• [Source data]:
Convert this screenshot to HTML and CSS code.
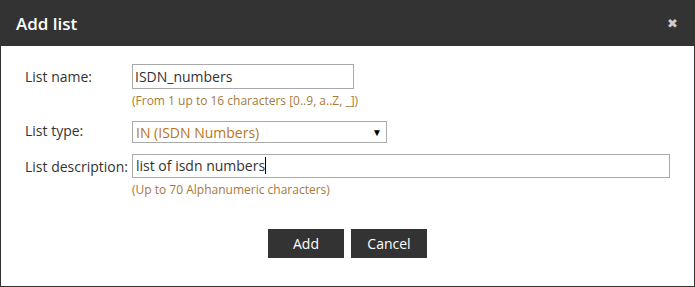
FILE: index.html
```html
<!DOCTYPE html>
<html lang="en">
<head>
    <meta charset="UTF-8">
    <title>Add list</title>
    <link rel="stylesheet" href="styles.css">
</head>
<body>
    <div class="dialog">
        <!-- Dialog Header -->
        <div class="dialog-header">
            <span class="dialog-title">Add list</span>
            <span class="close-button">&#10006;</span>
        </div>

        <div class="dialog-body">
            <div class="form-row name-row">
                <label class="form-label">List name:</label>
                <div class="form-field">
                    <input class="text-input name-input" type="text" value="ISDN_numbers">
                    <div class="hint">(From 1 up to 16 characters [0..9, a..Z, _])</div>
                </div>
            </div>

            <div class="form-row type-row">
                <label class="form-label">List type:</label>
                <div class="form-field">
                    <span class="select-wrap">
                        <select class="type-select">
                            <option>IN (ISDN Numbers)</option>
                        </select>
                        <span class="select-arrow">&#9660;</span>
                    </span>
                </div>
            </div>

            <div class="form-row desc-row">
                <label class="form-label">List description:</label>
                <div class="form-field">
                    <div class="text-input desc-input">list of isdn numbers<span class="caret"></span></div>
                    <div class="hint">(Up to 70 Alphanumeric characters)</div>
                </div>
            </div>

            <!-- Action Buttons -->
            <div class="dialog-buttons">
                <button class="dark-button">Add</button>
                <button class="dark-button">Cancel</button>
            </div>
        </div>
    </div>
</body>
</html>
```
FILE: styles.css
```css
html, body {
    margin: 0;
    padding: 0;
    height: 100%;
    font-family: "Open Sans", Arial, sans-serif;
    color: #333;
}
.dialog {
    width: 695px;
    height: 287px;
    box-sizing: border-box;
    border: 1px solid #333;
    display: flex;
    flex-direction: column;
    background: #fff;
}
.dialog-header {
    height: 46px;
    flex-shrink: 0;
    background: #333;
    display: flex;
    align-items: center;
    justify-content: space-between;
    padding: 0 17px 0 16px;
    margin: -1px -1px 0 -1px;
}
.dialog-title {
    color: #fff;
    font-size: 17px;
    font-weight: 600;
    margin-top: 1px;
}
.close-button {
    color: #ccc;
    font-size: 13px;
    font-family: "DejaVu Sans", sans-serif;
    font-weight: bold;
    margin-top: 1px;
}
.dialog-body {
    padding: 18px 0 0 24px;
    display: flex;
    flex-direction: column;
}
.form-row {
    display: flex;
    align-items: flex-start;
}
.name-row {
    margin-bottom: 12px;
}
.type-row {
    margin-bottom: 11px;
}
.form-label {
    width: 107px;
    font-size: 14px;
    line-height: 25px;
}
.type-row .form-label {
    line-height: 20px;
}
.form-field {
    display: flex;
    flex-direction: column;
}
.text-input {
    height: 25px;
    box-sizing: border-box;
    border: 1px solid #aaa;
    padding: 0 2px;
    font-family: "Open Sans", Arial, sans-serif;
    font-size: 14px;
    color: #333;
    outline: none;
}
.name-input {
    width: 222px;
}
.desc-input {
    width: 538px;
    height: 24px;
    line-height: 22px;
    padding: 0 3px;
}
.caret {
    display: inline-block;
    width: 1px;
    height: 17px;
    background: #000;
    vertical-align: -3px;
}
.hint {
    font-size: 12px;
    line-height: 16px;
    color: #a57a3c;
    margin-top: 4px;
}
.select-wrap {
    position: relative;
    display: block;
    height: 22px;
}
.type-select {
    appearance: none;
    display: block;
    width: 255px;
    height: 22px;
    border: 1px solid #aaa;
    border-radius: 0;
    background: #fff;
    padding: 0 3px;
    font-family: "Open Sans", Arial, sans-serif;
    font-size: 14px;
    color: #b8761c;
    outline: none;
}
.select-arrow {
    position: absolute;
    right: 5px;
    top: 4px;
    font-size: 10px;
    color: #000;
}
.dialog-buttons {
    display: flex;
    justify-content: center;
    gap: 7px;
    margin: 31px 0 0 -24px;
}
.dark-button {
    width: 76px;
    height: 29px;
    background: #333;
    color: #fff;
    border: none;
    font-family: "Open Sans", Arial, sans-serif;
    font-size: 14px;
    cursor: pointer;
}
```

• [Exercise]:
Print the full listing exactly, dropping the pictures.

• [Solution]:
Convert this screenshot to HTML and CSS code.
FILE: index.html
```html
<!DOCTYPE html>
<html lang="en">
<head>
    <meta charset="UTF-8">
    <title>Add list</title>
    <link rel="stylesheet" href="styles.css">
</head>
<body>
    <div class="dialog">
        <!-- Dialog Header -->
        <div class="dialog-header">
            <span class="dialog-title">Add list</span>
            <span class="close-button">&#10006;</span>
        </div>

        <div class="dialog-body">
            <div class="form-row name-row">
                <label class="form-label">List name:</label>
                <div class="form-field">
                    <input class="text-input name-input" type="text" value="ISDN_numbers">
                    <div class="hint">(From 1 up to 16 characters [0..9, a..Z, _])</div>
                </div>
            </div>

            <div class="form-row type-row">
                <label class="form-label">List type:</label>
                <div class="form-field">
                    <span class="select-wrap">
                        <select class="type-select">
                            <option>IN (ISDN Numbers)</option>
                        </select>
                        <span class="select-arrow">&#9660;</span>
                    </span>
                </div>
            </div>

            <div class="form-row desc-row">
                <label class="form-label">List description:</label>
                <div class="form-field">
                    <div class="text-input desc-input">list of isdn numbers<span class="caret"></span></div>
                    <div class="hint">(Up to 70 Alphanumeric characters)</div>
                </div>
            </div>

            <!-- Action Buttons -->
            <div class="dialog-buttons">
                <button class="dark-button">Add</button>
                <button class="dark-button">Cancel</button>
            </div>
        </div>
    </div>
</body>
</html>
```
FILE: styles.css
```css
html, body {
    margin: 0;
    padding: 0;
    height: 100%;
    font-family: "Open Sans", Arial, sans-serif;
    color: #333;
}
.dialog {
    width: 695px;
    height: 287px;
    box-sizing: border-box;
    border: 1px solid #333;
    display: flex;
    flex-direction: column;
    background: #fff;
}
.dialog-header {
    height: 46px;
    flex-shrink: 0;
    background: #333;
    display: flex;
    align-items: center;
    justify-content: space-between;
    padding: 0 17px 0 16px;
    margin: -1px -1px 0 -1px;
}
.dialog-title {
    color: #fff;
    font-size: 17px;
    font-weight: 600;
    margin-top: 1px;
}
.close-button {
    color: #ccc;
    font-size: 13px;
    font-family: "DejaVu Sans", sans-serif;
    font-weight: bold;
    margin-top: 1px;
}
.dialog-body {
    padding: 18px 0 0 24px;
    display: flex;
    flex-direction: column;
}
.form-row {
    display: flex;
    align-items: flex-start;
}
.name-row {
    margin-bottom: 12px;
}
.type-row {
    margin-bottom: 11px;
}
.form-label {
    width: 107px;
    font-size: 14px;
    line-height: 25px;
}
.type-row .form-label {
    line-height: 20px;
}
.form-field {
    display: flex;
    flex-direction: column;
}
.text-input {
    height: 25px;
    box-sizing: border-box;
    border: 1px solid #aaa;
    padding: 0 2px;
    font-family: "Open Sans", Arial, sans-serif;
    font-size: 14px;
    color: #333;
    outline: none;
}
.name-input {
    width: 222px;
}
.desc-input {
    width: 538px;
    height: 24px;
    line-height: 22px;
    padding: 0 3px;
}
.caret {
    display: inline-block;
    width: 1px;
    height: 17px;
    background: #000;
    vertical-align: -3px;
}
.hint {
    font-size: 12px;
    line-height: 16px;
    color: #a57a3c;
    margin-top: 4px;
}
.select-wrap {
    position: relative;
    display: block;
    height: 22px;
}
.type-select {
    appearance: none;
    display: block;
    width: 255px;
    height: 22px;
    border: 1px solid #aaa;
    border-radius: 0;
    background: #fff;
    padding: 0 3px;
    font-family: "Open Sans", Arial, sans-serif;
    font-size: 14px;
    color: #b8761c;
    outline: none;
}
.select-arrow {
    position: absolute;
    right: 5px;
    top: 4px;
    font-size: 10px;
    color: #000;
}
.dialog-buttons {
    display: flex;
    justify-content: center;
    gap: 7px;
    margin: 31px 0 0 -24px;
}
.dark-button {
    width: 76px;
    height: 29px;
    background: #333;
    color: #fff;
    border: none;
    font-family: "Open Sans", Arial, sans-serif;
    font-size: 14px;
    cursor: pointer;
}
```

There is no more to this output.